The patient revisited the outpatient clinic with a sudden jolting sensation in the left upper chest area. ICD interrogation revealed sensing and capture failure of the ventricular lead. Although the impedance of the ventricular lead had increased slightly from 390 Ω to 800 Ω, the HV impedance had fallen to less than 10 Ω (normal range; 10–100 Ω). Seven episodes of ventricular fibrillation (VF) and 4 deliveries of shocks for VF were recorded. The ventricular electrogram revealed over-sensing of the atrial signal (p-wave) on the ventricular lead that had been misdiagnosed as VF, causing inappropriate shock delivery (Figure 2). A chest X-ray showed ventricular lead displacement with extreme rotation and flipping-over of the generator (Figure 1E and 1F).
Figure 2.
Stored ventricular electrogram of the ventricular fibrillation (VF) episode. Over-sensing of the atrial signal caused a VF misdiagnosis that led to inappropriate shock delivery. The red arrow indicates the atrial signal (p-wave) and the blue arrow indicates the ventricular signal (r-wave).
ECG, electrocardiogram; VF, ventricular fibrillation.
Since the last outpatient clinic visit, the patient had been performing vigorous upper extremity exercise to lose weight, including weightlifting, stretching, and swinging his arms around. The patient denied manipulation of the device pocket. We suspected that the device had rotated spontaneously and flipped over during the vigorous exercise. Simultaneously with the device movement, the ventricular lead had been drawn from the right ventricular apex and had curled around the generator in the pocket. In a second operation, the old ventricular lead was extracted and a new active fixation ventricular lead (Durata 7120Q, dual coil screw lead, St. Jude Medical Inc.) was implanted in the right ventricular mid-septum area. The generator was fixed more deeply in the pocket using a non-absorbable ligature.


Twiddler's syndrome is relatively rare in patients with ICD. This may be because ICD generators are usually bigger, have less capacious pockets, and are anchored by non-absorbable ligatures more frequently than are pacemakers [28]. Most cases are attributable to the deliberate or subconscious manipulation of the generator by patients.
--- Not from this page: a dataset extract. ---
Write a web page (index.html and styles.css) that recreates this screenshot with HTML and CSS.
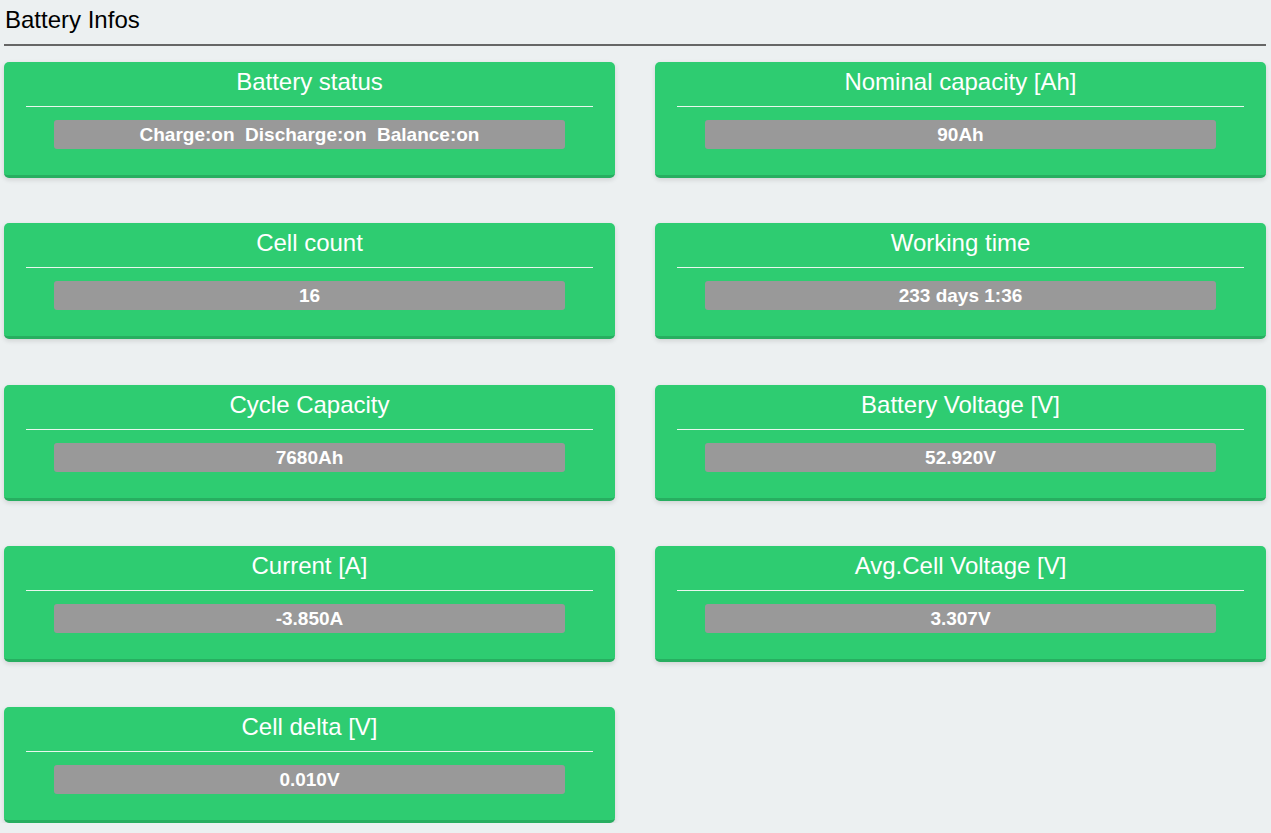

In this case, the patient was obese and the abundant fat tissue around the generator pocket might have facilitated the drooping of the generator. Although the slack of the ventricular lead had been considered sufficient at implantation, it had changed in the upright position. Considering the patient's tall stature, the length of the redundant lead had been just enough to make one coil. According to previous reports, obesity, advancing age, the female sex, and a pendant breast have been suggested as risk factors of Twiddler's syndrome, as patients with these characteristics are at higher risk of having the generator rotate in its pocket on account of loose subcutaneous tissue [9,10]. In addition, although the patient denied deliberate spinning of the generator, he did perform vigorous upper body exercise despite warnings. Hence, the inadequate anchoring of the generator and movement of the same side arm caused complete retraction of the affected lead, with subsequent encircling around the generator. Therefore, a short circuit between the HV coil and the generator had occurred, resulting in a HV impedance drop. Considering the normal range of ventricular lead impedance, a lead defect such as an insulation break was not strongly suspected. Minimization of the pocket size and suturing of the device deep into the pectoral muscle fascia might help to prevent this problem.